Profondément relié à l’origine
Racine. « Ce mot est tellement riche de sens, affirme Eugenia Reznik. On pense bien-sûr aux racines végétales, qui sont très présentes dans l’exposition, mais aussi aux racines humaines et toutes les histoires qu’on peut raconter sur nos ancrages. De plus, elles sont souvent invisibles et reliées entre elles. ».

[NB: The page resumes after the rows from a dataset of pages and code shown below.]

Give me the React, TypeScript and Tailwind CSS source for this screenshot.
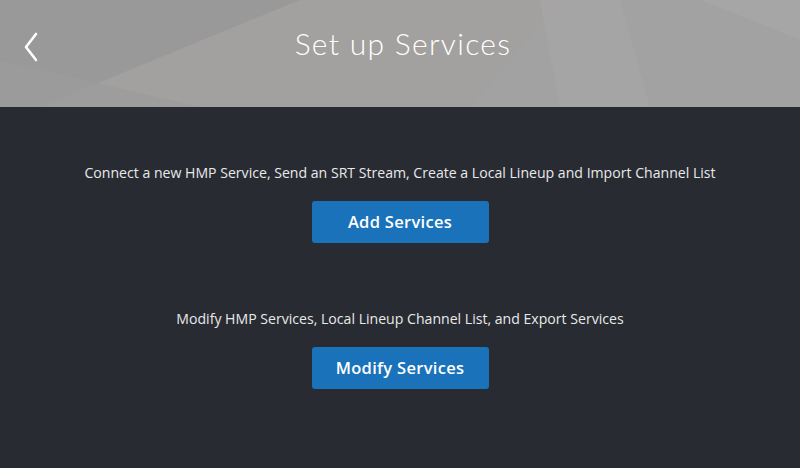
import React from "react";

const Header: React.FC = () => (
  <div className="relative h-[107px] overflow-hidden bg-[#9e9d9d]">
    <svg className="absolute inset-0" width="800" height="107" viewBox="0 0 800 107" preserveAspectRatio="none">
      <polygon points="0,0 300,0 40,107 0,107" fill="#9a9999" />
      <polygon points="300,0 560,0 470,107 40,107" fill="#a2a1a0" />
      <polygon points="560,0 800,0 800,107 470,107" fill="#a3a2a2" />
      <polygon points="540,0 620,0 650,107 560,107" fill="#a8a7a7" opacity="0.6" />
      <polygon points="700,0 800,0 800,40" fill="#a9a8a8" opacity="0.6" />
      <polygon points="0,60 200,107 0,107" fill="#9c9b9b" opacity="0.7" />
    </svg>
    <button className="absolute left-[20px] top-[28px] p-1">
      <svg width="14" height="30" viewBox="0 0 14 30" fill="none" stroke="white" strokeWidth="2.6" strokeLinecap="round" strokeLinejoin="round">
        <path d="M12 2 L2 15 L12 28" />
      </svg>
    </button>
    <h1 className="relative pl-[6px] pt-[21px] text-center font-['Lato',sans-serif] text-[30px] font-light tracking-[1.3px] text-white">
      Set up Services
    </h1>
  </div>
);

const Section: React.FC<{ text: string; label: string }> = ({ text, label }) => (
  <div className="flex flex-col items-center">
    <p className="font-['Open_Sans',sans-serif] text-[14.1px] text-[#e8e9ea]">{text}</p>
    <button className="mt-[18px] h-[42px] w-[177px] rounded-[3px] bg-[#1a72bb] font-['Open_Sans',sans-serif] text-[16.5px] font-semibold tracking-[0.3px] text-white hover:bg-[#1b7fd0]">
      {label}
    </button>
  </div>
);

const App: React.FC = () => {
  return (
    <div className="h-[468px] w-[800px] bg-[#282b31]">
      <Header />
      <div className="flex flex-col gap-[65px] pt-[55px]">
        <Section
          text="Connect a new HMP Service, Send an SRT Stream, Create a Local Lineup and Import Channel List"
          label="Add Services"
        />
        <Section text="Modify HMP Services, Local Lineup Channel List, and Export Services" label="Modify Services" />
      </div>
    </div>
  );
};

export default App;
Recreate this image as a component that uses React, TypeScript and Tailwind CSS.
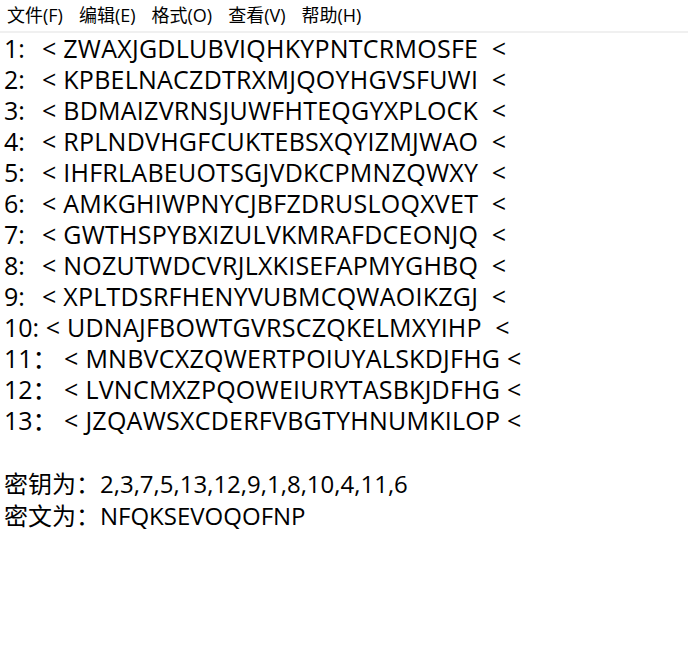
import React from 'react';

const menus = ['文件(F)', '编辑(E)', '格式(O)', '查看(V)', '帮助(H)'];

// [line prefix, rest of the line]
const rows: [string, string][] = [
  ['1:  ', '< ZWAXJGDLUBVIQHKYPNTCRMOSFE  <'],
  ['2:  ', '< KPBELNACZDTRXMJQOYHGVSFUWI  <'],
  ['3:  ', '< BDMAIZVRNSJUWFHTEQGYXPLOCK  <'],
  ['4:  ', '< RPLNDVHGFCUKTEBSXQYIZMJWAO  <'],
  ['5:  ', '< IHFRLABEUOTSGJVDKCPMNZQWXY  <'],
  ['6:  ', '< AMKGHIWPNYCJBFZDRUSLOQXVET  <'],
  ['7:  ', '< GWTHSPYBXIZULVKMRAFDCEONJQ  <'],
  ['8:  ', '< NOZUTWDCVRJLXKISEFAPMYGHBQ  <'],
  ['9:  ', '< XPLTDSRFHENYVUBMCQWAOIKZGJ  <'],
  ['10: ', '< UDNAJFBOWTGVRSCZQKELMXYIHP  <'],
  ['11： ', '< MNBVCXZQWERTPOIUYALSKDJFHG <'],
  ['12： ', '< LVNCMXZPQOWEIURYTASBKJDFHG <'],
  ['13： ', '< JZQAWSXCDERFVBGTYHNUMKILOP <'],
];

const font = { fontFamily: '"Open Sans", "Noto Sans CJK SC", sans-serif' };

export default function App() {
  return (
    <div className="w-[688px] h-[651px] bg-white text-black overflow-hidden" style={font}>
      {/* menu bar */}
      <div className="flex h-[33px] items-center gap-[16px] pl-[7px] pb-[1px] text-[18px] border-b-2 border-[#f0f0f0]">
        {menus.map(m => (
          <span key={m}>{m}</span>
        ))}
      </div>

      <div className="pl-[4px] text-[25px] whitespace-pre">
        {rows.map(([num, text]) => (
          <div key={num} className="h-[31px] leading-[31px]">
            <span className="inline-block min-w-[38px]">{num}</span>
            <span className="tracking-[0.25px]">{text}</span>
          </div>
        ))}
        <div className="h-[32px]" />
        <div className="h-[32px] leading-[32px] text-[24px]">密钥为：2,3,7,5,13,12,9,1,8,10,4,11,6</div>
        <div className="h-[32px] leading-[32px] text-[24px]">密文为：NFQKSEVOQOFNP</div>
      </div>
    </div>
  );
}
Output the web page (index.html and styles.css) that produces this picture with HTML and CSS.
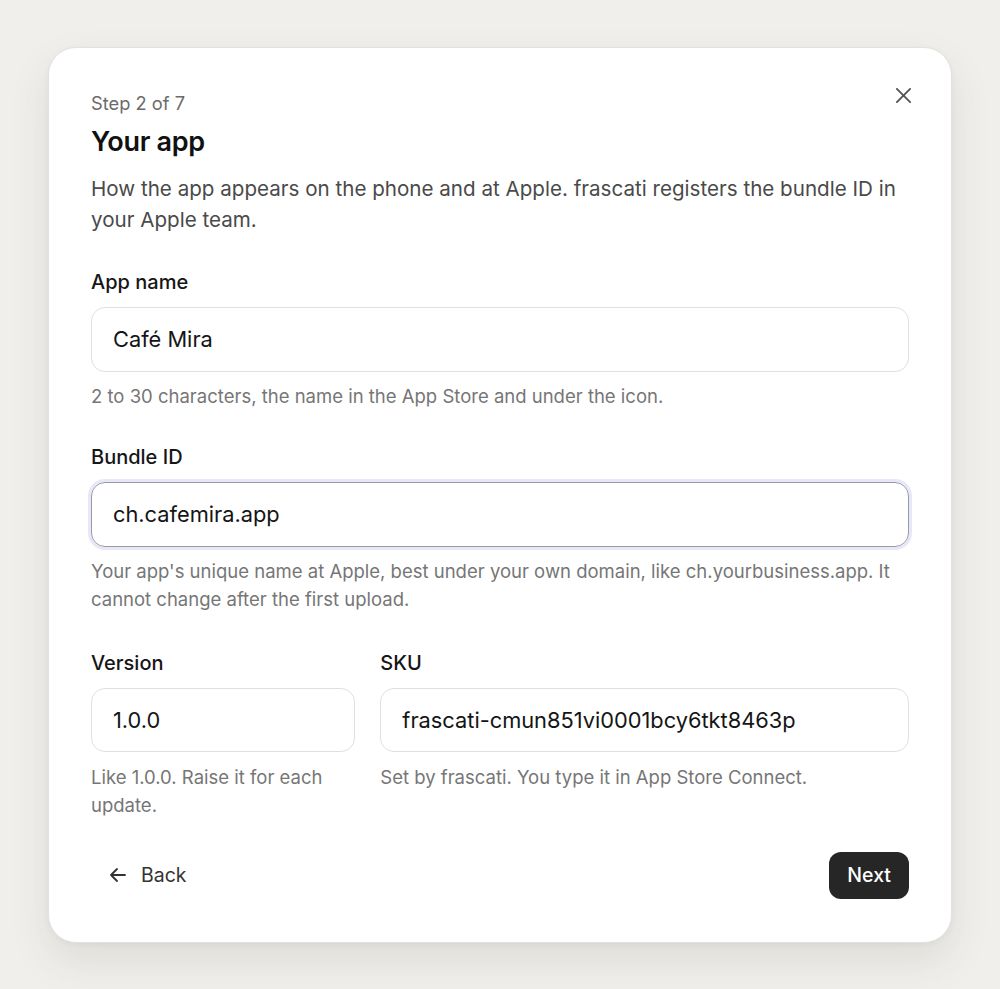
FILE: index.html
```html
<!DOCTYPE html>
<html lang="en">
<head>
<meta charset="utf-8">
<title>Your app</title>
<link rel="stylesheet" href="styles.css">
</head>
<body>
<div class="card">
  <button class="close" aria-label="Close">
    <svg width="18" height="18" viewBox="0 0 18 18" fill="none" stroke="#555" stroke-width="2" stroke-linecap="round"><path d="M2 2L16 16M16 2L2 16"/></svg>
  </button>
  <div class="step">Step 2 of 7</div>
  <h1 class="title">Your app</h1>
  <p class="desc">How the app appears on the phone and at Apple. frascati registers the bundle ID in your Apple team.</p>

  <div class="field">
    <label class="label">App name</label>
    <div class="input">Café Mira</div>
    <p class="hint">2 to 30 characters, the name in the App Store and under the icon.</p>
  </div>

  <div class="field">
    <label class="label">Bundle ID</label>
    <div class="input focused">ch.cafemira.app</div>
    <p class="hint">Your app's unique name at Apple, best under your own domain, like ch.yourbusiness.app. It cannot change after the first upload.</p>
  </div>

  <div class="row">
    <div class="field">
      <label class="label">Version</label>
      <div class="input">1.0.0</div>
      <p class="hint">Like 1.0.0. Raise it for each update.</p>
    </div>
    <div class="field">
      <label class="label">SKU</label>
      <div class="input">frascati-cmun851vi0001bcy6tkt8463p</div>
      <p class="hint">Set by frascati. You type it in App Store Connect.</p>
    </div>
  </div>

  <div class="actions">
    <button class="back">
      <svg width="18" height="16" viewBox="0 0 18 16" fill="none" stroke="#333" stroke-width="1.8" stroke-linecap="round" stroke-linejoin="round"><path d="M16 8H2M8 2L2 8l6 6"/></svg>
      <span>Back</span>
    </button>
    <button class="next">Next</button>
  </div>
</div>
</body>
</html>
```

FILE: styles.css
```css
* { box-sizing: border-box; }
html, body { margin: 0; padding: 0; }
body {
  background: #f0efec;
  font-family: "Inter", "Liberation Sans", sans-serif;
  min-height: 100vh;
  display: flex;
  align-items: center;
  justify-content: center;
  color: #111;
}
.card {
  position: relative;
  width: 904px;
  background: #fff;
  border: 1px solid #e2e1dd;
  border-radius: 28px;
  padding: 43px 42px 43px 42px;
  box-shadow: 0 18px 40px rgba(60, 55, 40, 0.10), 0 2px 6px rgba(0,0,0,0.04);
}
.close {
  position: absolute;
  top: 38px;
  right: 38px;
  width: 20px;
  height: 20px;
  padding: 0;
  border: none;
  background: none;
  display: flex;
  align-items: center;
  justify-content: center;
}
.close svg { width: 17px; height: 17px; }
.step {
  font-size: 18.3px;
  line-height: 24px;
  color: #6b6b6b;
}
.title {
  margin: 10px 0 0;
  font-size: 27px;
  line-height: 34px;
  font-weight: 600;
  letter-spacing: -0.3px;
  color: #111;
}
.desc {
  margin: 14px 0 0;
  font-size: 20.6px;
  line-height: 31px;
  color: #4a4a4a;
}
.field { margin-top: 34px; display: flex; flex-direction: column; }
.label {
  font-size: 20px;
  line-height: 26px;
  font-weight: 500;
  color: #161616;
  margin-bottom: 12px;
}
.input {
  height: 65px;
  border: 1.5px solid #e0e0e0;
  border-radius: 14px;
  padding: 0 21px;
  display: flex;
  align-items: center;
  font-size: 21.8px;
  color: #151515;
}
.input.focused {
  border-color: #9a9aa2;
  box-shadow: 0 0 0 3px #e7e7fa;
}
.hint {
  margin: 10px 0 0;
  font-size: 18.5px;
  line-height: 28px;
  color: #767676;
}
.row {
  display: grid;
  grid-template-columns: 1fr 2fr;
  column-gap: 25px;
}
.row .field { margin-top: 37px; }
.row .input { height: 64px; }
.row .hint { margin-top: 11px; }
.actions {
  margin-top: 33px;
  display: flex;
  justify-content: space-between;
  align-items: center;
}
.back {
  display: flex;
  align-items: center;
  gap: 14px;
  border: none;
  background: none;
  padding: 0 0 0 18px;
  font-family: inherit;
  font-size: 19.5px;
  color: #333;
  height: 47px;
}
.next {
  height: 47px;
  padding: 0 18px;
  border: none;
  border-radius: 12px;
  background: #262626;
  color: #fff;
  font-family: inherit;
  font-size: 19.5px;
  font-weight: 500;
}
```
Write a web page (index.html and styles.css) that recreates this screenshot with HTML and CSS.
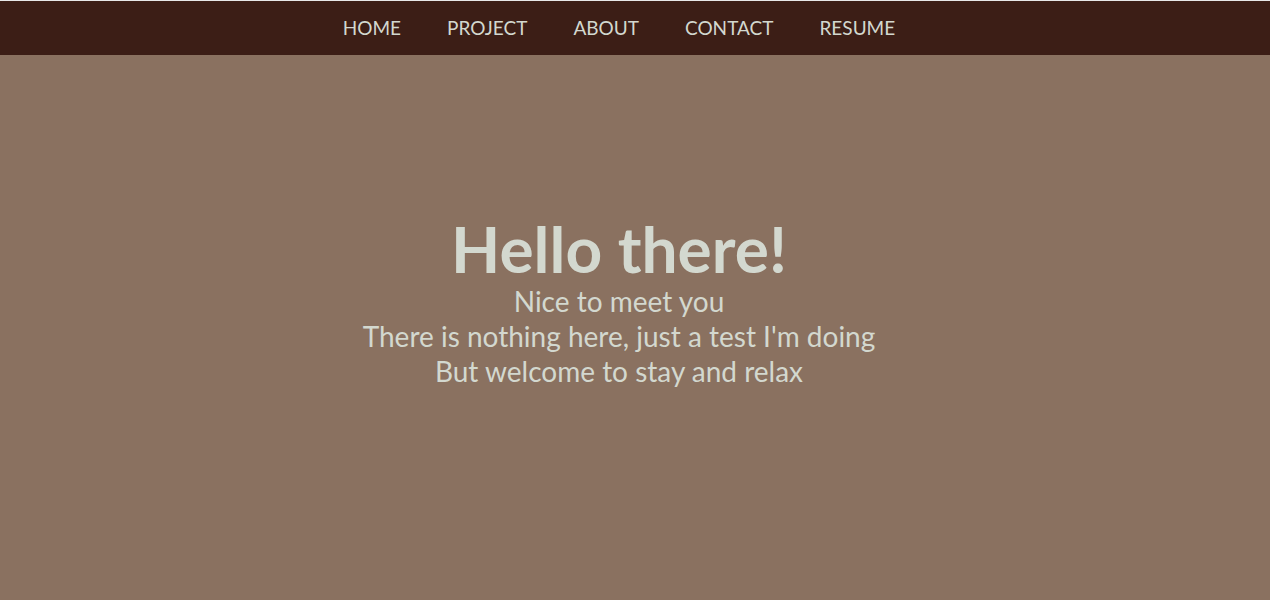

L’artiste ukraino-franco-canadienne dit vivre et travailler à travers ses déplacements. « La première fois, c’était en 1986. Née à Kiev, je fuyais avec mon frère et ma sœur le nuage de Tchernobyl. J’avais 15 ans. À la suite de l’effondrement de l’Union soviétique, il y en a eu d’autres. » L’artiste a ensuite vécu aux États-Unis, en France pour ses études, avant de poursuivre son doctorat au Canada, ce pays qui lui a fait retrouver la neige.
Découvrir Eugenia Reznik
© Guy L’Heureux
Déracinement et dentelle
Un récif fait de relief, c’est le ressenti dès notre arrivée au Centre des Arts de Shawinigan. En arrivant au premier étage, on est accueilli par les splendides tentures de lin allant jusqu’au plafond de Reznik. De loin, on croirait voir d’immenses éclairs figés sur un ciel noir. En s’approchant, on y découvre la minutie et la délicatesse du tissu brodé, le chemin unique de toutes ces racines, à la fois botaniques et culturelles.
« Dans le contexte dans lequel j’ai grandi, avec l’accident de Tchernobyl, la chute de l’Union Soviétique, plusieurs immigrations, j’ai appris qu’on pouvait se sentir déraciner sans quitter son pays. »
Filage filial
Une installation vidéo sous-titrée en français, des écouteurs narrant des indications en ukrainien et des mains qui tissent en temps réel… Par l’entremise de l’œuvre Déconter, l’artiste dévoile qu’un tissu de lin reçu de sa grand-mère d’Ukraine a été la source de son projet. Une histoire aussi tendre que dure, que belle, qui vaut de se déplacer pour entendre.
Ancrage et réinvention
Durant son processus, l’artiste a découvert « que le déracinement peut être une source de liberté, de rencontres et de nouvelles créations ». Au deuxième étage, des séries de sérigraphies et d’œuvres en géotextile habillent les murs des mêmes tons de noir et de blanc, reflétant encore cette dualité des thèmes de déracinement-enracinement, de réinvention et d’identité culturelle dans de nouveaux territoires. Rappelant des radiographies humaines, les œuvres nous pénètrent comme une vue sur l’intime, traversant surfaces et structures.
« Cette exposition est une invitation d’imaginer les paysages souterrains et de composer sa propre version de nos racines. »

Homo schematicus
Au même étage, on découvre aussi l’exposition de l’artiste trifluvienne d’origine ukrainienne Lana Greben. À travers une pratique du dessin déclinée en divers formats, elle explore entre autres la tension entre simplification algorithmique et complexité humaine. Intéressée par les thèmes des technologies de reconnaissance faciale et notre manière d’y percevoir la réalité, ses œuvres comportent un tracé répétitif, mais manuel, insistant en une résistance vibrante face à la numérisation du vivant. Ses portraits, parfois avec ajout de fils tissés en relief, rejoignent cette idée d’identité, de fil continu ou déplacé, d’une histoire à suivre…
Un voyage à ne pas manquer
Si les expositions présentées dans le cadre de Passeport pour… sont l’occasion parfaite de découvrir des artistes issu·es de cultures d’ailleurs, l’exposition Les racines rêvent de fleurs aussi nous permet quant à elle de découvrir une partie de l’histoire de l’Ukraine, directement des mains de celle qui l’a vécue.
Pour découvrir l’exposition Les racines rêvent de fleurs aussi, rendez-vous jusqu’au 11 mai au Centre d’exposition Léo-Ayotte.